- _Requirements_: Emit the data below verbatim, stripping out any pictures.

- _Given data_:
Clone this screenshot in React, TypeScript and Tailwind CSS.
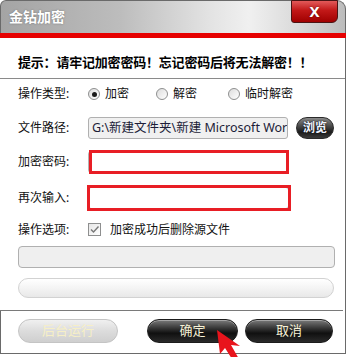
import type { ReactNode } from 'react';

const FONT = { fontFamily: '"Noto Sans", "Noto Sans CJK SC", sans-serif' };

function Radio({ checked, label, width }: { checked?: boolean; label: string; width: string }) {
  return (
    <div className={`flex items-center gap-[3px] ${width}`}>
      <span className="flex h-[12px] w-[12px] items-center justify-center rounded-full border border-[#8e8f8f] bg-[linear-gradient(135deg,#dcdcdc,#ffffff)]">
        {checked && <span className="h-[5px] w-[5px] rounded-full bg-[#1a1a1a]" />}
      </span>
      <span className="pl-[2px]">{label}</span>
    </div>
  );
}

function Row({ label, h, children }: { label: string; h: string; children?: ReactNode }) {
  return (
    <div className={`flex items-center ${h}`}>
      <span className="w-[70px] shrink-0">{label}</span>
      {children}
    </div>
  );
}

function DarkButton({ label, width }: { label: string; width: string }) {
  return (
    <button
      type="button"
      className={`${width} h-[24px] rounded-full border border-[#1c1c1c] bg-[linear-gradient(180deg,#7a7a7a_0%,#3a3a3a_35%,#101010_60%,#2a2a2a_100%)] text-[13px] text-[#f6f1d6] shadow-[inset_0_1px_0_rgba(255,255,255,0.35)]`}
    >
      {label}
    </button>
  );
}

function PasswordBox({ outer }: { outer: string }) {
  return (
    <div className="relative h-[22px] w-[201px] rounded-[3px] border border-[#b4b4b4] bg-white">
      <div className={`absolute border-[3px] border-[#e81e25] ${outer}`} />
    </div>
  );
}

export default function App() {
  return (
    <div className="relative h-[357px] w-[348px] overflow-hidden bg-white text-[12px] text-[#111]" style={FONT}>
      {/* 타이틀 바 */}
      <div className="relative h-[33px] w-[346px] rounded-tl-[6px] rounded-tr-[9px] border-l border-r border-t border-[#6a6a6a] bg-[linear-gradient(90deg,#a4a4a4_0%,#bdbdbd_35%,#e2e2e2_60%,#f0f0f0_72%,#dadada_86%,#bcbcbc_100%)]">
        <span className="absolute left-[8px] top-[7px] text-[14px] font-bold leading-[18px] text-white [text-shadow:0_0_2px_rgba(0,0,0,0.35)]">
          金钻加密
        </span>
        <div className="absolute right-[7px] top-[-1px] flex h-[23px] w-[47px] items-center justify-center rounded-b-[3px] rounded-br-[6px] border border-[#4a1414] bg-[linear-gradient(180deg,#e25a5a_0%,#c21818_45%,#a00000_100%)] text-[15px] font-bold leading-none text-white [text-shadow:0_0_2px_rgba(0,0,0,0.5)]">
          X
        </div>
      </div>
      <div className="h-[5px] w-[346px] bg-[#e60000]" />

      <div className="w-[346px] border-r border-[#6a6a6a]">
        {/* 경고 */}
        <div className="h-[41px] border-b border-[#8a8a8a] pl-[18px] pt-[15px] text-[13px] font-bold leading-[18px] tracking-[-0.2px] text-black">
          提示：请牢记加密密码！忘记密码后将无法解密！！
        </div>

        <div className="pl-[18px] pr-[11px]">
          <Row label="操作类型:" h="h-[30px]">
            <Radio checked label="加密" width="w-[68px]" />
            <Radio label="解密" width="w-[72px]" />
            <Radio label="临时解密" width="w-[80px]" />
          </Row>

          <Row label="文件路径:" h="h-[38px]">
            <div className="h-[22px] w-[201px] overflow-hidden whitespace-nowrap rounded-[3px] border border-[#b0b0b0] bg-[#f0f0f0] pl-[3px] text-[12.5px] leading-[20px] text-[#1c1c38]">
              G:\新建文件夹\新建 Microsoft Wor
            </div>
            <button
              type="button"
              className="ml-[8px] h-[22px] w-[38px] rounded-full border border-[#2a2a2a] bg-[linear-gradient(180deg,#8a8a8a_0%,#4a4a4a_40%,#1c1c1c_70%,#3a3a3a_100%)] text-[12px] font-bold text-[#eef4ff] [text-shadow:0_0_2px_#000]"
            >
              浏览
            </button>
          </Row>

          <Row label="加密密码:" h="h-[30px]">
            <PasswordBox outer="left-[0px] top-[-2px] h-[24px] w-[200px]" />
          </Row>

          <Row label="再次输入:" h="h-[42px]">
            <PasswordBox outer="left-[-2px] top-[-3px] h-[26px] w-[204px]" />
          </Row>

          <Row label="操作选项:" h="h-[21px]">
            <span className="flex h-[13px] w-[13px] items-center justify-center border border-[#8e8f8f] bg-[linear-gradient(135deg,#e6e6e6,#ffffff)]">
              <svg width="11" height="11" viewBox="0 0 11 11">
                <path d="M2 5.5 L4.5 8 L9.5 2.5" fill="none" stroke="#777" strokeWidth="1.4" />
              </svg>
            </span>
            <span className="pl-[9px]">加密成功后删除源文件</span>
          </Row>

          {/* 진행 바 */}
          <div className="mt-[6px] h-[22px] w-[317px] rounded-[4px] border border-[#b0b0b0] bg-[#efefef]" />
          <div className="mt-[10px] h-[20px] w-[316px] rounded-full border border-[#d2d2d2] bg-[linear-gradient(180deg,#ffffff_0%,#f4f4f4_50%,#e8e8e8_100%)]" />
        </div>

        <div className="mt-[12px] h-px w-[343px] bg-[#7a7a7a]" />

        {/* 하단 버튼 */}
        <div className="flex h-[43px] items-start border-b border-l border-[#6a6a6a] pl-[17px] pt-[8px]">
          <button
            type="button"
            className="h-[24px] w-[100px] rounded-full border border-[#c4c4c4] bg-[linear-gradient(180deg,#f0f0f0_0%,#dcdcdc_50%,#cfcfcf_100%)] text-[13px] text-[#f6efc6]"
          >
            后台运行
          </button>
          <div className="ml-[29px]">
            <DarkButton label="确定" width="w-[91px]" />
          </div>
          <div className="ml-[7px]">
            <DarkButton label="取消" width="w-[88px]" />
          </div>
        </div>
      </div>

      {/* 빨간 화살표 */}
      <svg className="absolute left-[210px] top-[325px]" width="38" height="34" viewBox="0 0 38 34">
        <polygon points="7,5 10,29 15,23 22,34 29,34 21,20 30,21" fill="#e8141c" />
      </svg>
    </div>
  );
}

- _Answer in full_:
Clone this screenshot in React, TypeScript and Tailwind CSS.
import type { ReactNode } from 'react';

const FONT = { fontFamily: '"Noto Sans", "Noto Sans CJK SC", sans-serif' };

function Radio({ checked, label, width }: { checked?: boolean; label: string; width: string }) {
  return (
    <div className={`flex items-center gap-[3px] ${width}`}>
      <span className="flex h-[12px] w-[12px] items-center justify-center rounded-full border border-[#8e8f8f] bg-[linear-gradient(135deg,#dcdcdc,#ffffff)]">
        {checked && <span className="h-[5px] w-[5px] rounded-full bg-[#1a1a1a]" />}
      </span>
      <span className="pl-[2px]">{label}</span>
    </div>
  );
}

function Row({ label, h, children }: { label: string; h: string; children?: ReactNode }) {
  return (
    <div className={`flex items-center ${h}`}>
      <span className="w-[70px] shrink-0">{label}</span>
      {children}
    </div>
  );
}

function DarkButton({ label, width }: { label: string; width: string }) {
  return (
    <button
      type="button"
      className={`${width} h-[24px] rounded-full border border-[#1c1c1c] bg-[linear-gradient(180deg,#7a7a7a_0%,#3a3a3a_35%,#101010_60%,#2a2a2a_100%)] text-[13px] text-[#f6f1d6] shadow-[inset_0_1px_0_rgba(255,255,255,0.35)]`}
    >
      {label}
    </button>
  );
}

function PasswordBox({ outer }: { outer: string }) {
  return (
    <div className="relative h-[22px] w-[201px] rounded-[3px] border border-[#b4b4b4] bg-white">
      <div className={`absolute border-[3px] border-[#e81e25] ${outer}`} />
    </div>
  );
}

export default function App() {
  return (
    <div className="relative h-[357px] w-[348px] overflow-hidden bg-white text-[12px] text-[#111]" style={FONT}>
      {/* 타이틀 바 */}
      <div className="relative h-[33px] w-[346px] rounded-tl-[6px] rounded-tr-[9px] border-l border-r border-t border-[#6a6a6a] bg-[linear-gradient(90deg,#a4a4a4_0%,#bdbdbd_35%,#e2e2e2_60%,#f0f0f0_72%,#dadada_86%,#bcbcbc_100%)]">
        <span className="absolute left-[8px] top-[7px] text-[14px] font-bold leading-[18px] text-white [text-shadow:0_0_2px_rgba(0,0,0,0.35)]">
          金钻加密
        </span>
        <div className="absolute right-[7px] top-[-1px] flex h-[23px] w-[47px] items-center justify-center rounded-b-[3px] rounded-br-[6px] border border-[#4a1414] bg-[linear-gradient(180deg,#e25a5a_0%,#c21818_45%,#a00000_100%)] text-[15px] font-bold leading-none text-white [text-shadow:0_0_2px_rgba(0,0,0,0.5)]">
          X
        </div>
      </div>
      <div className="h-[5px] w-[346px] bg-[#e60000]" />

      <div className="w-[346px] border-r border-[#6a6a6a]">
        {/* 경고 */}
        <div className="h-[41px] border-b border-[#8a8a8a] pl-[18px] pt-[15px] text-[13px] font-bold leading-[18px] tracking-[-0.2px] text-black">
          提示：请牢记加密密码！忘记密码后将无法解密！！
        </div>

        <div className="pl-[18px] pr-[11px]">
          <Row label="操作类型:" h="h-[30px]">
            <Radio checked label="加密" width="w-[68px]" />
            <Radio label="解密" width="w-[72px]" />
            <Radio label="临时解密" width="w-[80px]" />
          </Row>

          <Row label="文件路径:" h="h-[38px]">
            <div className="h-[22px] w-[201px] overflow-hidden whitespace-nowrap rounded-[3px] border border-[#b0b0b0] bg-[#f0f0f0] pl-[3px] text-[12.5px] leading-[20px] text-[#1c1c38]">
              G:\新建文件夹\新建 Microsoft Wor
            </div>
            <button
              type="button"
              className="ml-[8px] h-[22px] w-[38px] rounded-full border border-[#2a2a2a] bg-[linear-gradient(180deg,#8a8a8a_0%,#4a4a4a_40%,#1c1c1c_70%,#3a3a3a_100%)] text-[12px] font-bold text-[#eef4ff] [text-shadow:0_0_2px_#000]"
            >
              浏览
            </button>
          </Row>

          <Row label="加密密码:" h="h-[30px]">
            <PasswordBox outer="left-[0px] top-[-2px] h-[24px] w-[200px]" />
          </Row>

          <Row label="再次输入:" h="h-[42px]">
            <PasswordBox outer="left-[-2px] top-[-3px] h-[26px] w-[204px]" />
          </Row>

          <Row label="操作选项:" h="h-[21px]">
            <span className="flex h-[13px] w-[13px] items-center justify-center border border-[#8e8f8f] bg-[linear-gradient(135deg,#e6e6e6,#ffffff)]">
              <svg width="11" height="11" viewBox="0 0 11 11">
                <path d="M2 5.5 L4.5 8 L9.5 2.5" fill="none" stroke="#777" strokeWidth="1.4" />
              </svg>
            </span>
            <span className="pl-[9px]">加密成功后删除源文件</span>
          </Row>

          {/* 진행 바 */}
          <div className="mt-[6px] h-[22px] w-[317px] rounded-[4px] border border-[#b0b0b0] bg-[#efefef]" />
          <div className="mt-[10px] h-[20px] w-[316px] rounded-full border border-[#d2d2d2] bg-[linear-gradient(180deg,#ffffff_0%,#f4f4f4_50%,#e8e8e8_100%)]" />
        </div>

        <div className="mt-[12px] h-px w-[343px] bg-[#7a7a7a]" />

        {/* 하단 버튼 */}
        <div className="flex h-[43px] items-start border-b border-l border-[#6a6a6a] pl-[17px] pt-[8px]">
          <button
            type="button"
            className="h-[24px] w-[100px] rounded-full border border-[#c4c4c4] bg-[linear-gradient(180deg,#f0f0f0_0%,#dcdcdc_50%,#cfcfcf_100%)] text-[13px] text-[#f6efc6]"
          >
            后台运行
          </button>
          <div className="ml-[29px]">
            <DarkButton label="确定" width="w-[91px]" />
          </div>
          <div className="ml-[7px]">
            <DarkButton label="取消" width="w-[88px]" />
          </div>
        </div>
      </div>

      {/* 빨간 화살표 */}
      <svg className="absolute left-[210px] top-[325px]" width="38" height="34" viewBox="0 0 38 34">
        <polygon points="7,5 10,29 15,23 22,34 29,34 21,20 30,21" fill="#e8141c" />
      </svg>
    </div>
  );
}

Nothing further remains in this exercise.